La formation du GUNT en 1979 implique un représentant du sud en la personne du général Kamougué. Celui-ci est né au Gabon, mais il appartient au peuple Sara, implanté notamment dans le sud tchadien. Il contribue au renversement de Tombalbaye en 1975. Mis sur la touche en 1978 au moment ou Malloum choisit Habré, il s’exile dans le sud avant de revenir en mars 1979 pour se joindre à Habré et Weddeye afin de chasser Malloum. Au sein du GUNT, Kamougué occupe les fonctions de vice-président. Toutefois, désormais, les Sudistes ne dominent plus la scène politique tchadienne.
Kamougué devine que des heures sombres sont à venir pour ceux qui ont régné sur le pays durant des décennies. Il ne se trompe pas : de mars à décembre 1980, le torchon brûle entre Weddeye (président) et Habré (ministre de la Défense) dans une nouvelle guerre civile. Les Sudistes n’ont pas de place dans cet affrontement.
Sous le régime de Weddeye entre 1980 et 1982, les troupes du GUNT effectuent plusieurs incursions dans le Sud, sans grand succès face à une guérilla peu organisée mais en place. Ses éléments proviennent en partie des FAT, confusément rassemblées en un Commandement des forces unifiées. N’Djaména ne parvient pas à s’imposer. Objectif d’autant plus difficile à atteindre que l’attention du GUNT est monopolisée par les frasques de l’allié Kadhafi (projet d’unification Libye-Tchad) et par la reconstitution des troupes d’Hissène Habré au Soudan. De fait, le Sud bénéficie d’une relative tranquillité.
Codos et action politique
Tout change sous le régime d’Habré qui chasse Weddeye en juin 1982. Le nouveau président veut sécuriser l’ensemble du pays de manière à ne pas être distrait dans la lutte implacable qui l’oppose à Weddeye et, plus généralement à la Libye.

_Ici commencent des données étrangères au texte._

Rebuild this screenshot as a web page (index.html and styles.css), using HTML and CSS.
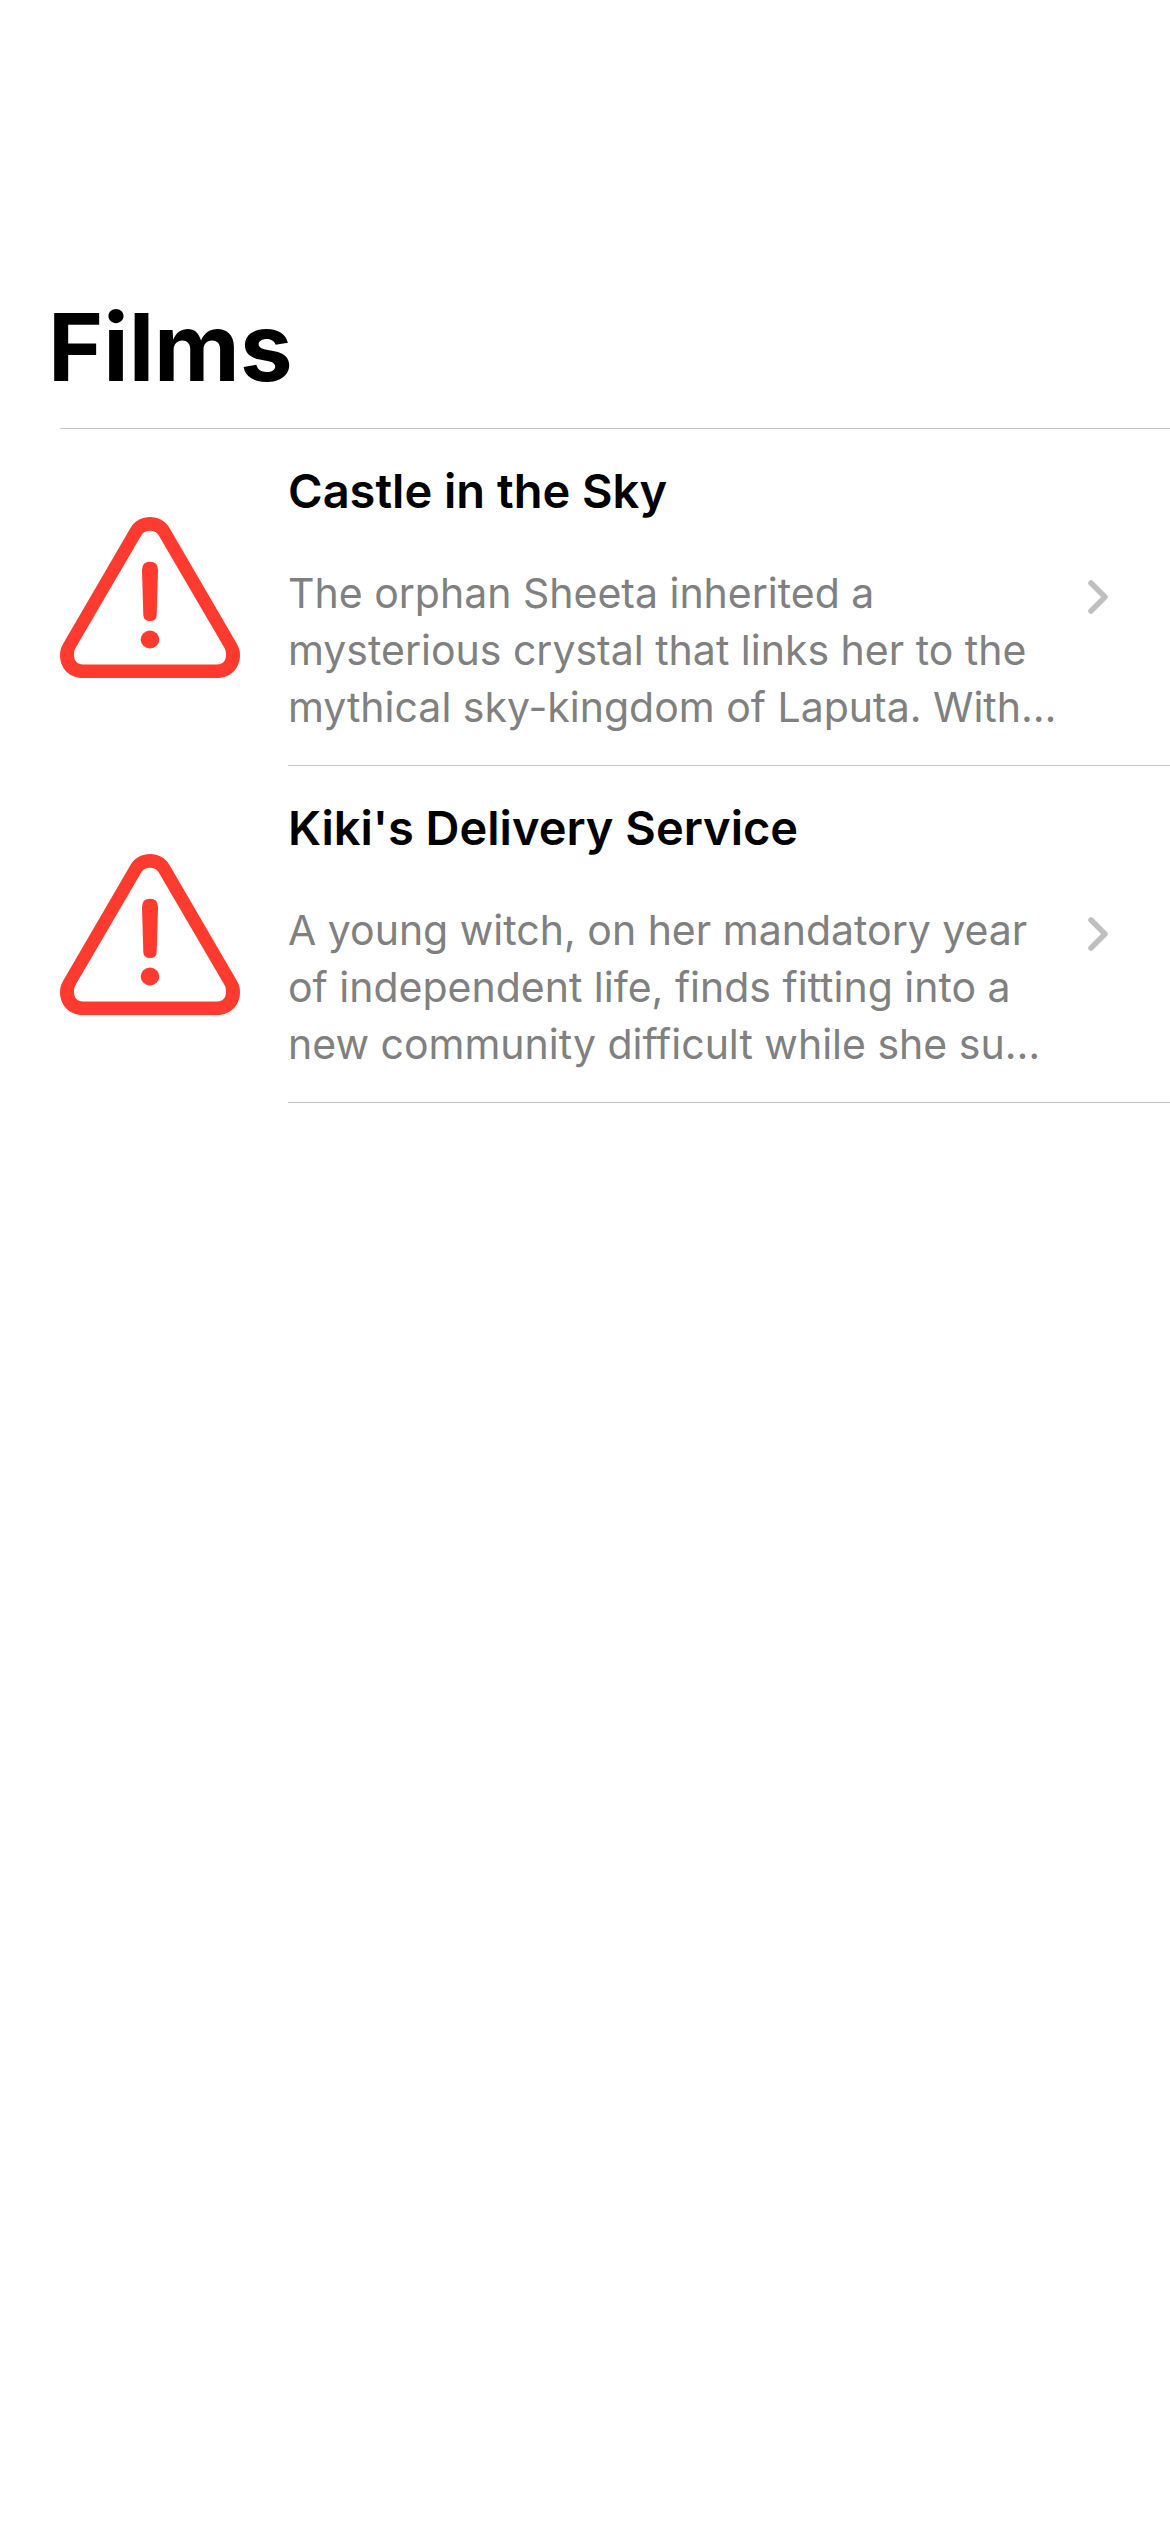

Les FAN (qui deviennent les FANT) lancent donc de nombreuses opérations dès l’été 1982 contre la sédition sudiste. Habré est aidé en cela par des groupes rejetant l’autorité de Kamougué. Ainsi ce dernier est-il contraint de s’enfuir au Cameroun en septembre 1982, son quartier-général de Moundou étant alors pris par des Sudistes dissidents. Malgré ce succès indirect, les FANT mal payés multiplient les exactions (pillages, vols mais aussi assassinats) provoquant un durcissement supplémentaire de la rébellion sudiste. Conseillé par la France, Habré finit par se montrer plus conciliant, essayant de réduire la guérilla par l’action politique plutôt que par les armes.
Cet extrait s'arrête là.